Jeffrey D. Allred, Deseret Morning News
SUGAR HOUSE Mike Zundel sits in the barber chair and tries to remember the first time LeRoy Pulos cut his hair. "I grew up, up the street," he says. He's 37; he figures he's been coming to the Chop Shop for 35 years.
"Your dad used to come down," Pulos reminds him. "Yeah," Zundel agrees, recalling when he came in with his dad, recalling the Coke machine Pulos used to have in the back of the shop.
When he was a boy, he never liked getting a haircut, Zundel confesses now. He didn't like to hold still. He did love that Coke machine, though. The orange-ades.
He and Pulos laugh as they remember the size of the soft-drink bottles 7 ounces. And the price a dime.
For 47 years, Pulos has been a barber at this location, shaving and cutting in a two-chair shop on a quiet neighborhood street in Sugar House. When he started out, he had a business partner, Tom Wilcox. Together, they came up with the name, "Chop Shop." Young Sign Company built the neon sign from a design Wilcox and Pulos chose together.
"He's looking up at the grass now," says Pulos of Wilcox. "Long time." Over the decades, Pulos let the other chair to other barbers. But now, and for the past couple of years, he has been alone.

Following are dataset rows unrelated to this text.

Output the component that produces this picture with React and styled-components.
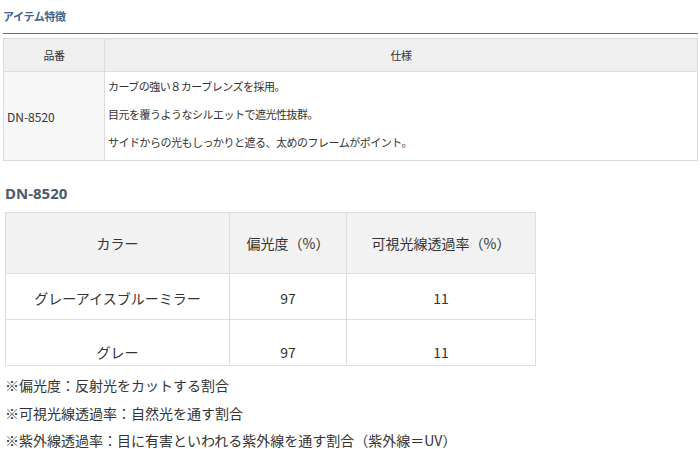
import React from 'react';
import styled, { createGlobalStyle, css } from 'styled-components';

const GlobalStyle = createGlobalStyle`
  body {
    margin: 0;
    background: #fff;
    color: #333;
    font-family: "Noto Sans CJK JP", "Noto Sans", sans-serif;
  }
`;

const Page = styled.div`
  width: 700px;
  box-sizing: border-box;
  padding: 0 2px 0 3px;
`;

const SectionTitle = styled.h2`
  margin: 0;
  box-sizing: border-box;
  height: 34px;
  padding-top: 8px;
  font-size: 11px;
  line-height: 16px;
  font-weight: bold;
  letter-spacing: -0.4px;
  color: #3c6593;
  border-bottom: 1px solid #707070;
`;

const SpecTable = styled.table`
  margin-top: 4px;
  width: 100%;
  border-collapse: collapse;
  font-size: 11px;
  letter-spacing: -0.5px;
  color: #333;

  th,
  td {
    border: 1px solid #dcdcdc;
    padding: 0 3px;
  }
`;

const SpecHead = styled.th`
  height: 32px;
  background: #f0f0f0;
  font-weight: normal;
  text-align: center;
  width: ${props => props.$width || 'auto'};
`;

const CodeCell = styled.td`
  background: #f7f7f7;
  vertical-align: middle;
  text-align: left;
  font-size: 12px;
  letter-spacing: 0;
`;

const SpecCell = styled.td`
  background: #fff;
  vertical-align: top;
  line-height: 28px;
  && {
    padding: 0 3px 4px;
  }
`;

const ModelTitle = styled.h3`
  margin: 22px 0 9px 2px;
  font-family: "Noto Sans", "Noto Sans CJK JP", sans-serif;
  font-size: 15px;
  line-height: 20px;
  font-weight: bold;
  color: #4d5a69;
`;

const ColorTable = styled.table`
  margin-left: 2px;
  width: 527px;
  border-collapse: collapse;
  font-size: 14px;
  color: #333;
  table-layout: fixed;

  th,
  td {
    border: 1px solid #dedede;
    text-align: center;
  }
`;

const ColorHead = styled.th`
  height: 60px;
  padding: 0;
  background: #f2f2f2;
  font-weight: normal;
  vertical-align: middle;
  width: ${props => props.$width};
`;

const ColorCell = styled.td`
  height: 46px;
  box-sizing: border-box;
  line-height: 20px;
  vertical-align: top;
  padding: 0;
  ${props =>
    props.$low
      ? css`
          padding-top: 22px;
        `
      : css`
          padding-top: 14px;
        `};
`;

const Notes = styled.div`
  margin-top: 6px;
  padding-left: 2px;
  font-size: 14px;
  line-height: 27.5px;
  color: #333;
`;

const specs = [
  'カーブの強い８カーブレンズを採用。',
  '目元を覆うようなシルエットで遮光性抜群。',
  'サイドからの光もしっかりと遮る、太めのフレームがポイント。'
];

const colors = [
  { name: 'グレーアイスブルーミラー', polar: 97, visible: 11 },
  { name: 'グレー', polar: 97, visible: 11, low: true }
];

const notes = [
  '※偏光度：反射光をカットする割合',
  '※可視光線透過率：自然光を通す割合',
  '※紫外線透過率：目に有害といわれる紫外線を通す割合（紫外線＝UV）'
];

export default function App() {
  return (
    <Page>
      <GlobalStyle />
      <SectionTitle>アイテム特徴</SectionTitle>
      <SpecTable>
        <thead>
          <tr>
            <SpecHead $width="94px">品番</SpecHead>
            <SpecHead>仕様</SpecHead>
          </tr>
        </thead>
        <tbody>
          <tr>
            <CodeCell>DN-8520</CodeCell>
            <SpecCell>
              {specs.map(line => (
                <div key={line}>{line}</div>
              ))}
            </SpecCell>
          </tr>
        </tbody>
      </SpecTable>

      <ModelTitle>DN-8520</ModelTitle>
      <ColorTable>
        <thead>
          <tr>
            <ColorHead $width="223px">カラー</ColorHead>
            <ColorHead $width="116px">偏光度（%）</ColorHead>
            <ColorHead $width="188px">可視光線透過率（%）</ColorHead>
          </tr>
        </thead>
        <tbody>
          {colors.map(c => (
            <tr key={c.name}>
              <ColorCell $low={c.low}>{c.name}</ColorCell>
              <ColorCell $low={c.low}>{c.polar}</ColorCell>
              <ColorCell $low={c.low}>{c.visible}</ColorCell>
            </tr>
          ))}
        </tbody>
      </ColorTable>

      <Notes>
        {notes.map(n => (
          <div key={n}>{n}</div>
        ))}
      </Notes>
    </Page>
  );
}
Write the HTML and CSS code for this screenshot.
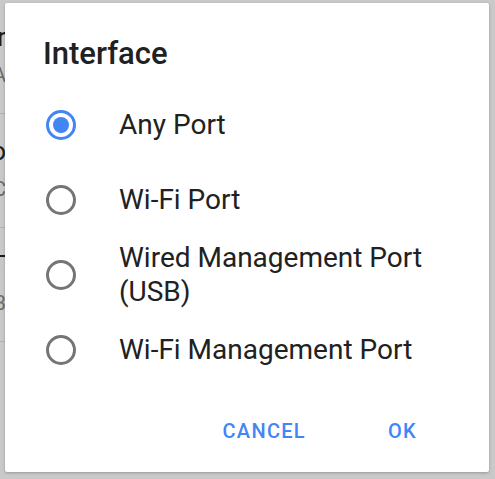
FILE: index.html
```html
<!DOCTYPE html>
<html lang="en">

<head>
    <meta charset="UTF-8">
    <meta name="viewport" content="width=device-width, initial-scale=1.0">
    <title>Interface</title>
    <link rel="stylesheet" href="styles.css">
</head>

<body>
    <!-- dimmed settings list behind the dialog -->
    <div class="list">
        <div class="listItem">
            <div class="primary">Router</div>
            <div class="secondary">A</div>
        </div>
        <div class="listItem">
            <div class="primary">Proto</div>
            <div class="secondary">C</div>
        </div>
        <div class="listItem">
            <div class="primary">T</div>
            <div class="secondary">3</div>
        </div>
        <div class="listItem"></div>
    </div>

    <div id="dialog">
        <h2 class="dialogTitle">Interface</h2>
        <div class="options">
            <label class="option">
                <span class="radio checked"></span>
                <span class="optionText">Any Port</span>
            </label>
            <label class="option">
                <span class="radio"></span>
                <span class="optionText">Wi-Fi Port</span>
            </label>
            <label class="option">
                <span class="radio"></span>
                <span class="optionText">Wired Management Port (USB)</span>
            </label>
            <label class="option">
                <span class="radio"></span>
                <span class="optionText">Wi-Fi Management Port</span>
            </label>
        </div>
        <div class="actions">
            <button class="cancelBtn">CANCEL</button>
            <button class="okBtn">OK</button>
        </div>
    </div>
</body>

</html>
```

FILE: styles.css
```css
body {
    font-family: 'Roboto', 'Noto Sans', sans-serif;
    margin: 0;
    padding: 0;
    height: 100vh;
    overflow: hidden;
    background-color: #c9c9c9;
    position: relative;
}

.list {
    display: flex;
    flex-direction: column;
}

.listItem {
    height: 114px;
    border-bottom: 1px solid #b4b4b4;
    display: flex;
    flex-direction: column;
    align-items: flex-end;
    width: 6px;
    box-sizing: border-box;
    white-space: nowrap;
}

.listItem:last-child {
    border-bottom: none;
}

.primary {
    font-size: 26px;
    color: #1c1c1c;
    margin-top: 20px;
    line-height: 34px;
}

.secondary {
    font-size: 20px;
    color: #6a6a6a;
    margin-top: 6px;
    line-height: 30px;
}

#dialog {
    position: absolute;
    left: 5px;
    top: 3px;
    width: 484px;
    height: 469px;
    background-color: #fff;
    border-radius: 2px;
    box-shadow: 0 1px 3px rgba(0, 0, 0, 0.25);
    box-sizing: border-box;
    padding: 31px 0 0 38px;
    display: flex;
    flex-direction: column;
}

.dialogTitle {
    margin: 0;
    font-size: 31px;
    font-weight: 500;
    line-height: 40px;
    color: #212121;
}

.options {
    display: flex;
    flex-direction: column;
    margin-top: 13px;
}

.option {
    display: flex;
    align-items: center;
    min-height: 75px;
}

.radio {
    width: 30px;
    height: 30px;
    box-sizing: border-box;
    border: 3px solid #757575;
    border-radius: 50%;
    margin-left: 3px;
    flex-shrink: 0;
    display: flex;
    justify-content: center;
    align-items: center;
}

.radio.checked {
    border-color: #4285f4;
}

.radio.checked::after {
    content: "";
    width: 16px;
    height: 16px;
    border-radius: 50%;
    background-color: #4285f4;
}

.optionText {
    margin-left: 43px;
    font-size: 28px;
    line-height: 34px;
    color: #212121;
    padding-right: 40px;
}

.actions {
    display: flex;
    justify-content: flex-end;
    margin-top: auto;
    margin-bottom: 20px;
    padding-right: 56px;
    gap: 50px;
}

button {
    font-family: 'Roboto', sans-serif;
    font-size: 20px;
    font-weight: 500;
    letter-spacing: 1.3px;
    color: #4285f4;
    background: none;
    border: none;
    padding: 8px 16px;
    margin: 0;
    cursor: pointer;
    line-height: 26px;
}
```
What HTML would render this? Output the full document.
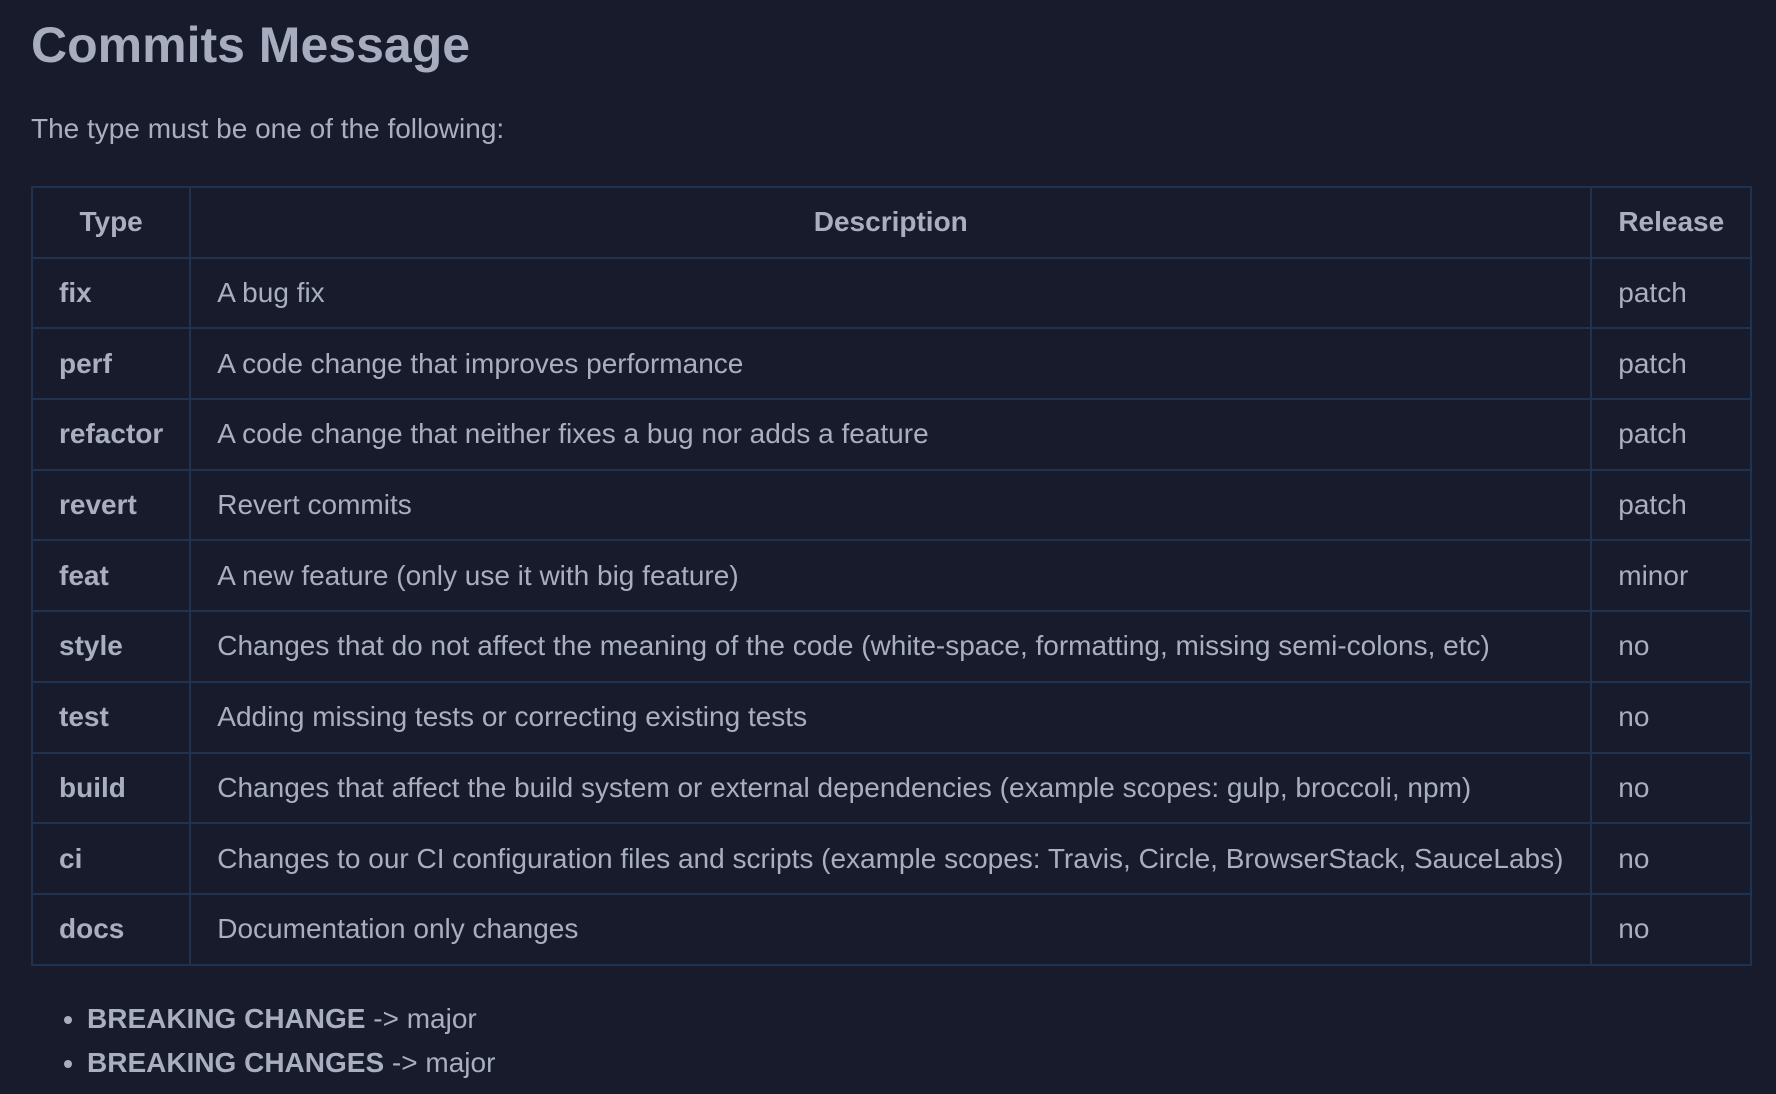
<!DOCTYPE html>
<html><head><meta charset="utf-8"><style>
html,body{margin:0;padding:0;background:#171b2b;width:1776px;height:1094px;overflow:hidden}
body{font-family:"Liberation Sans",Arial,sans-serif;color:#a9afc0}
h1{position:absolute;left:31px;top:15px;margin:0;font-size:50px;font-weight:bold;color:#a7adbf;line-height:60px}
p{position:absolute;left:31px;top:112px;margin:0;font-size:28px;line-height:34px}
table{position:absolute;left:31px;top:186px;border-collapse:collapse;font-size:28px}
td,th{border:2px solid #1f3350;height:68.7px;padding:0 26px;text-align:left;white-space:nowrap}
th{font-weight:bold;text-align:center}
td:first-child{font-weight:bold}
ul{position:absolute;left:31px;top:997px;margin:0;padding-left:56px;font-size:28px;line-height:44px}
b{font-weight:bold}
</style></head><body>
<h1>Commits Message</h1>
<p>The type must be one of the following:</p>
<table>
<colgroup><col style="width:157px"><col style="width:1401px"><col style="width:160px"></colgroup>
<tr><th>Type</th><th>Description</th><th>Release</th></tr>
<tr><td>fix</td><td>A bug fix</td><td>patch</td></tr>
<tr><td>perf</td><td>A code change that improves performance</td><td>patch</td></tr>
<tr><td>refactor</td><td>A code change that neither fixes a bug nor adds a feature</td><td>patch</td></tr>
<tr><td>revert</td><td>Revert commits</td><td>patch</td></tr>
<tr><td>feat</td><td>A new feature (only use it with big feature)</td><td>minor</td></tr>
<tr><td>style</td><td>Changes that do not affect the meaning of the code (white-space, formatting, missing semi-colons, etc)</td><td>no</td></tr>
<tr><td>test</td><td>Adding missing tests or correcting existing tests</td><td>no</td></tr>
<tr><td>build</td><td>Changes that affect the build system or external dependencies (example scopes: gulp, broccoli, npm)</td><td>no</td></tr>
<tr><td>ci</td><td>Changes to our CI configuration files and scripts (example scopes: Travis, Circle, BrowserStack, SauceLabs)</td><td>no</td></tr>
<tr><td>docs</td><td>Documentation only changes</td><td>no</td></tr>
</table>
<ul><li><b>BREAKING CHANGE</b> -&gt; major</li><li><b>BREAKING CHANGES</b> -&gt; major</li></ul>
</body></html>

These days, the Chop Shop hours are 8:15 a.m. to noon on Tuesdays, Wednesdays, Fridays and Saturdays. On Thursdays Pulos plays golf. Of course, he notes, a lot of people his age golf every day. But he's kept on barbering.
He says that when he wakes up in the morning, he likes having someplace he has to be. Also, he says, his customers are the nicest people in the world.
Take Ron Coleby, for example. Coleby is a pleasant man with a British accent, and he and Pulos have a 36-year history. Today, when Coleby walks into the Chop Shop, his hair doesn't look all that long. Still, he says it's been five weeks since his hair was cut last, adding, "I'm tripping over it."
It takes Pulos 10 minutes, total, to cut Coleby's hair. "I know just how he wants it," Pulos says as he snips. "He wants it long and black and curly." Of course Coleby's hair is white and straight, and by the time Pulos is done, it's pretty short as well.
When he's finished cutting, Pulos flips the barber chair around and Coleby nods at his reflection in the mirror, and then Pulos fits a vibrator over his fingers and gives Coleby a neck massage. "Most of my customers come in for the massage. I throw in a haircut for free."